Is there any other solution like Pixlr but that are not hosted service ?
Updates
Editors found so far:
AIE: http://www.ajax-image-editor.com/ (feels clunkier than Gimp..)
Pixidou: http://github.com/asvinb/pixidou (no working demo found..)
And a good list of editors that are hosted: http://www.lifeclever.com/10-free-web-based-alternatives-to-photoshop/
Adobe has discontinued the creativeSDK Image Editor UI
This solution appears to no longer be viable. Sorry :(
Adobe deprecation announcement
Previous answer:
Aviary (acquired by Adobe) offers a free feature-rich on-page editor called Feather. It is hosted, however, in that you must perform a GET to retrieve the final full-size edited image. It's features include:
enhance (new): Autocorrect your photo with one of four basic enhancements.
effects (new): Choose from a variety of effects and filters for your photo.
stickers: Choose from a variety of stickers you can resize and place on your photo.
orientation (new): Rotate and flip your photo in one tool.
resize: Resize the image using width and height number fields.
crop: Crop a portion of your photo.
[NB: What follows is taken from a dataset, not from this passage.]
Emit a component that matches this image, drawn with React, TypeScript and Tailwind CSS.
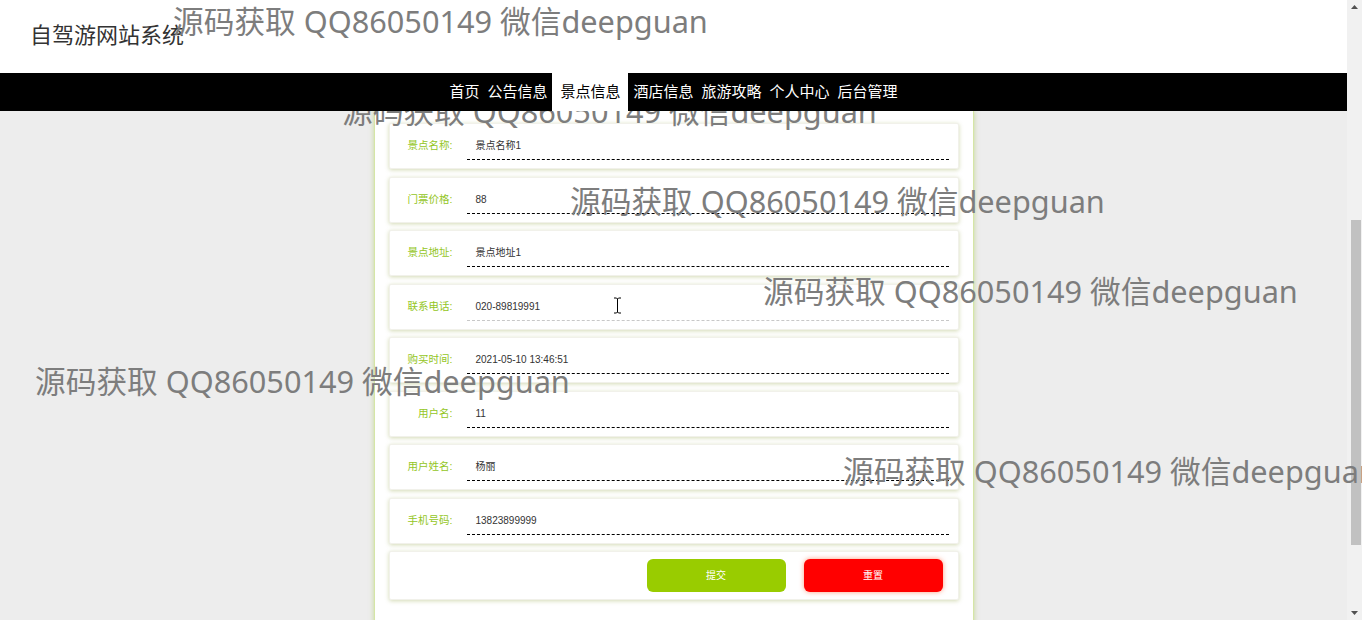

Add presets via API. Fixed-pixel cropPresets perform a resize when applied (new).
brightness: Adjust the overall image brightness.
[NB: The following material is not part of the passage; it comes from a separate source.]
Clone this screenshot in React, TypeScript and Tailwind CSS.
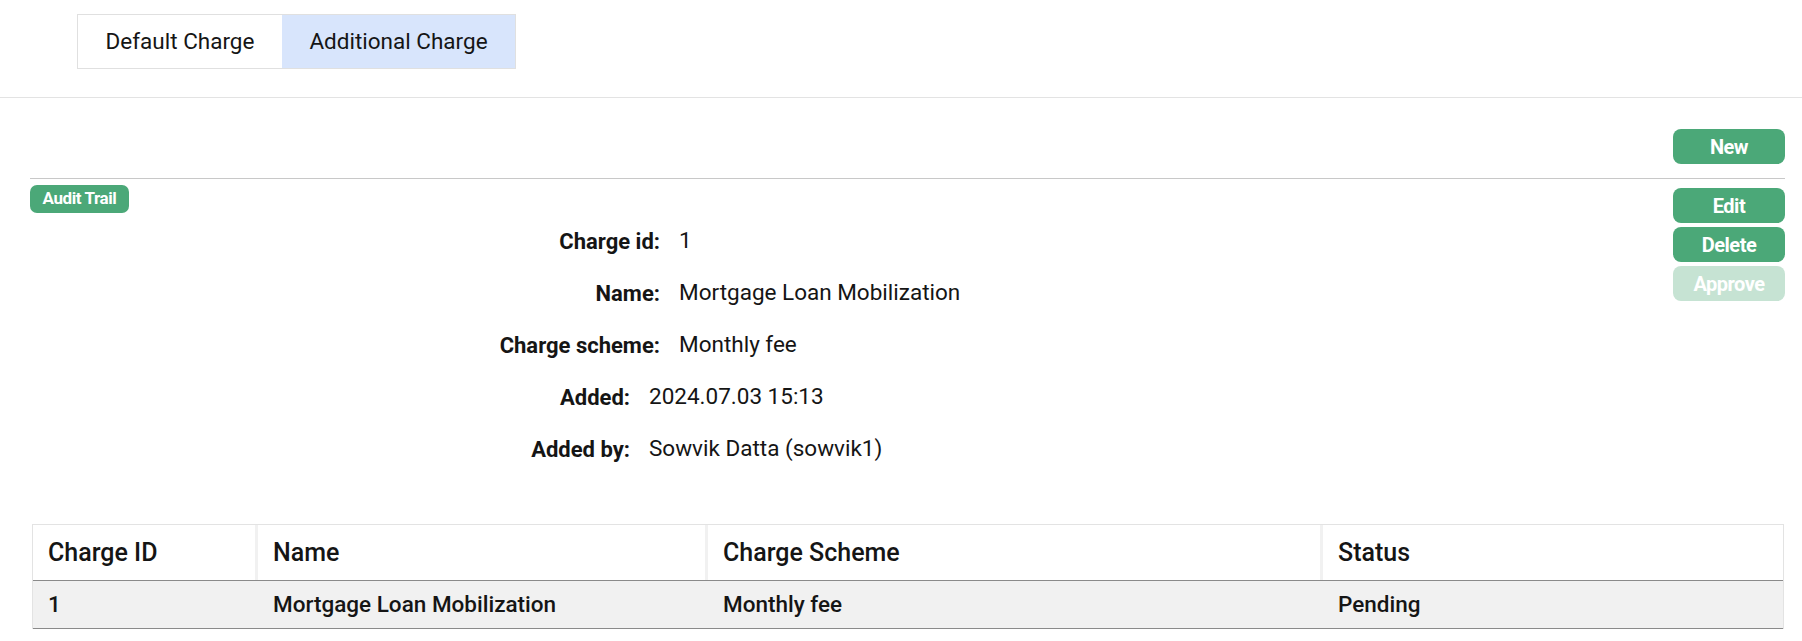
import React from 'react'

const font = { fontFamily: 'Roboto, "Noto Sans", sans-serif' }

type Row = { label: string; value: string }

const mainRows: Row[] = [
  { label: 'Charge id:', value: '1' },
  { label: 'Name:', value: 'Mortgage Loan Mobilization' },
  { label: 'Charge scheme:', value: 'Monthly fee' },
]

const auditRows: Row[] = [
  { label: 'Added:', value: '2024.07.03 15:13' },
  { label: 'Added by:', value: 'Sowvik Datta (sowvik1)' },
]

function DetailGroup({ rows, labelWidth }: { rows: Row[]; labelWidth: string }) {
  return (
    <div className={`grid ${labelWidth} gap-x-[19px]`}>
      {rows.map((r) => (
        <React.Fragment key={r.label}>
          <div className="h-[52px] flex items-center justify-end text-[22px] font-bold text-[#151515]">{r.label}</div>
          <div className="h-[52px] flex items-center text-[22.5px] text-[#151515]">{r.value}</div>
        </React.Fragment>
      ))}
    </div>
  )
}

function GreenButton({ children, disabled }: { children: React.ReactNode; disabled?: boolean }) {
  return (
    <button
      className={`w-[112px] h-[35px] rounded-[8px] text-white font-bold text-[20px] tracking-tight flex items-center justify-center ${
        disabled ? 'bg-[#c6e3d3]' : 'bg-[#4ba878]'
      }`}
    >
      {children}
    </button>
  )
}

export default function App() {
  const cols = ['Charge ID', 'Name', 'Charge Scheme', 'Status']
  const row = ['1', 'Mortgage Loan Mobilization', 'Monthly fee', 'Pending']

  return (
    <div className="w-[1802px] h-[641px] bg-white overflow-hidden text-[#151515]" style={font}>
      {/* tabs */}
      <div className="pt-[14px] pl-[77px] pb-[28px] border-b border-[#e3e3e3]">
        <div className="flex h-[55px] w-fit border border-[#e0e0e0]">
          <div className="w-[204px] flex items-center justify-center text-[22.5px] bg-white">Default Charge</div>
          <div className="w-[233px] flex items-center justify-center text-[22.5px] bg-[#d8e5fc]">Additional Charge</div>
        </div>
      </div>

      <div className="pl-[30px] pr-[17px]">
        <div className="flex justify-end pt-[31px] pb-[14px] border-b border-[#c8c8c8]">
          <GreenButton>New</GreenButton>
        </div>

        <div className="flex">
          <div className="flex-1">
            <div className="pt-[6px]">
              <span className="inline-flex items-center justify-center w-[99px] h-[28px] rounded-[7px] bg-[#4ba878] text-white font-bold text-[17px] tracking-tight">
                Audit Trail
              </span>
            </div>
            <div className="pt-[2px]">
              <DetailGroup rows={mainRows} labelWidth="grid-cols-[630px_1fr]" />
              <DetailGroup rows={auditRows} labelWidth="grid-cols-[600px_1fr]" />
            </div>
          </div>
          <div className="pt-[9px] flex flex-col gap-[4px]">
            <GreenButton>Edit</GreenButton>
            <GreenButton>Delete</GreenButton>
            <GreenButton disabled>Approve</GreenButton>
          </div>
        </div>

        {/* table */}
        <div className="mt-[49px] ml-[2px] mr-[1px] border-x border-t border-[#e3e3e3]">
          <div className="grid grid-cols-[222px_450px_615px_1fr] h-[56px] border-b border-[#8a8a8a]">
            {cols.map((c, i) => (
              <div
                key={c}
                className={`flex items-center pl-[15px] text-[25px] font-medium ${
                  i > 0 ? 'border-l-[3px] border-[#f1f1f1]' : ''
                }`}
              >
                {c}
              </div>
            ))}
          </div>
          <div className="grid grid-cols-[222px_450px_615px_1fr] h-[48px] bg-[#f1f1f1] border-b border-[#8a8a8a]">
            {row.map((c, i) => (
              <div
                key={i}
                className={`flex items-center pl-[15px] text-[22.5px] font-medium ${
                  i > 0 ? 'border-l-[3px] border-transparent' : ''
                }`}
              >
                {c}
              </div>
            ))}
          </div>
        </div>
      </div>
    </div>
  )
}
contrast: Adjust the overall image contrast.
saturation: Adjust the overall image saturation.
sharpness (new): Blur or sharpen the overall image in one tool.
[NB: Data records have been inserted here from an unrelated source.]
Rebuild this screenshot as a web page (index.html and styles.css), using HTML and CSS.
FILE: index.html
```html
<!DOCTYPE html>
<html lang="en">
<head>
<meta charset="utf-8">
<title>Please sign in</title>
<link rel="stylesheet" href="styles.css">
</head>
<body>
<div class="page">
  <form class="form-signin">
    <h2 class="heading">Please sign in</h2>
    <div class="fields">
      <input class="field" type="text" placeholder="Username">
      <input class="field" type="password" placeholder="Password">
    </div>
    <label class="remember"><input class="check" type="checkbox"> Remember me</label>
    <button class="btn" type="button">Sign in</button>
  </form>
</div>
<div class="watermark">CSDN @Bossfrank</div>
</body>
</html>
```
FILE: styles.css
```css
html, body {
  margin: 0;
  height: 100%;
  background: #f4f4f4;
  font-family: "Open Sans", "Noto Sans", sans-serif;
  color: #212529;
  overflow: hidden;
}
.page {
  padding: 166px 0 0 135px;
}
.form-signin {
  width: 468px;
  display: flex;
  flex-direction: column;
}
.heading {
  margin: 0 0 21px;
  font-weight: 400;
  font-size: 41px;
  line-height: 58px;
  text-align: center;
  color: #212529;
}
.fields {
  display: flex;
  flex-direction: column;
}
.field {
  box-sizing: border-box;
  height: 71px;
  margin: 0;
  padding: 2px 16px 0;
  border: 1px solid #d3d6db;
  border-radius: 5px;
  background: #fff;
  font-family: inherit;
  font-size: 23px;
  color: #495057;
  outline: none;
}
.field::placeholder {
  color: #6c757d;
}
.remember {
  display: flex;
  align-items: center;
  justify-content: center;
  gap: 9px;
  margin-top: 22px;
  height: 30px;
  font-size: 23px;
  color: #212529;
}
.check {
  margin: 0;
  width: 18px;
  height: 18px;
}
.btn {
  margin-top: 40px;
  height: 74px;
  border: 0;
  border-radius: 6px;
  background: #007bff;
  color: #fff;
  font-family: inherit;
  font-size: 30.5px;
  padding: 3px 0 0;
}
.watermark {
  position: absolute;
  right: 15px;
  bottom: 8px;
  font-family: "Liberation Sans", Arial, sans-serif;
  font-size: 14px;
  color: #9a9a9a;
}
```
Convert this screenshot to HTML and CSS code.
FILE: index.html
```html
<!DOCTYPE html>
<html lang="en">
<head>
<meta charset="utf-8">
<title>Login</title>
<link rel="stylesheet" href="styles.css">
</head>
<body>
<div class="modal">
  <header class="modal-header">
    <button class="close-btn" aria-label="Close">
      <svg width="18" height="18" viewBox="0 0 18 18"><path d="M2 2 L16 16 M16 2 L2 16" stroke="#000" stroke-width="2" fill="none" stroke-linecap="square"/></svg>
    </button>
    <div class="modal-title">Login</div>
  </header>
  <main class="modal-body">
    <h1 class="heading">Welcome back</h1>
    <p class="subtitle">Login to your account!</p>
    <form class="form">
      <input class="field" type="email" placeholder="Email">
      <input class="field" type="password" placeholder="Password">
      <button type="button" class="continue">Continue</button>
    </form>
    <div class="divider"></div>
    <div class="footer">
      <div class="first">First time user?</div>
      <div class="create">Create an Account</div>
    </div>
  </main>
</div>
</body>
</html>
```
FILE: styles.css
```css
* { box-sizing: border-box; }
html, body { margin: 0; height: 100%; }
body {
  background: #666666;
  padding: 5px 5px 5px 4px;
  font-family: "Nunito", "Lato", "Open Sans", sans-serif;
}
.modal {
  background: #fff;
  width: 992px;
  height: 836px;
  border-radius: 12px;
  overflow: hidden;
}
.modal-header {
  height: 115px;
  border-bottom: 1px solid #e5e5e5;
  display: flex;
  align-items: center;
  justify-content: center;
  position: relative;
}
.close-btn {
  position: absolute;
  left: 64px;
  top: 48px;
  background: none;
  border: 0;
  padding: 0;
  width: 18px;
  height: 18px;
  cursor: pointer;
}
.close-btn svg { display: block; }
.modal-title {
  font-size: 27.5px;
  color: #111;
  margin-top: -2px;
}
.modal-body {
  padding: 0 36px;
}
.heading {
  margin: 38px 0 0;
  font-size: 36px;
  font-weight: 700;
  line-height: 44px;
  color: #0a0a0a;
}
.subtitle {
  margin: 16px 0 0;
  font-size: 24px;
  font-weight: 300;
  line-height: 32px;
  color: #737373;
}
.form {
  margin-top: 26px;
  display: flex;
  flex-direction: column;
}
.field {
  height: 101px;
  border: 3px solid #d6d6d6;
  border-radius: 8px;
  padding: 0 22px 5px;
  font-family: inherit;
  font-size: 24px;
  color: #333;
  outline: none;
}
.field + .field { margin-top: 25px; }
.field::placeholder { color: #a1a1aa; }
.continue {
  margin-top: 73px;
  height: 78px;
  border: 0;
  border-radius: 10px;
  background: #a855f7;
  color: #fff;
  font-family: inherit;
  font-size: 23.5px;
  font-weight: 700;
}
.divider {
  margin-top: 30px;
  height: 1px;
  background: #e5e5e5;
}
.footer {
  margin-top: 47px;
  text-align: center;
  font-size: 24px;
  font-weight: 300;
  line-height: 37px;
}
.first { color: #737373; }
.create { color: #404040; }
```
draw: Add doodle overlays with a brush.
text: Add custom, resizable text.
redeye: Remove redeye from your photo with a brush.
whiten: Whiten teeth with a brush. (Not supported in IE7-IE8)
blemish: Remove skin blemishes with a brush.
I'm currently integrating it in a site and there are a few gotchas (they might be my fault.) I can't ever get it to perform a POST callback to my URL with the finished image URL, so instead I use the objects .onSave handler which provides the same info. Also, in current chrome/firefox, there is a security exception when Feather modifies canvas data directly from your site. So instead provide the url option (causing Feather to request the image at that URL and then provide it back to the widget on your page.)
I've just been looking at JCrop, a JQuery plugin which looks great and works beautifully - on most modern browsers, so check your target platform is supported.
You can see it in action and download the scripts from here
http://deepliquid.com/content/Jcrop.html
and you will need the JQuery script framework, available from jquery.com
It's all free and Open Source, so you can customise it as much as you like.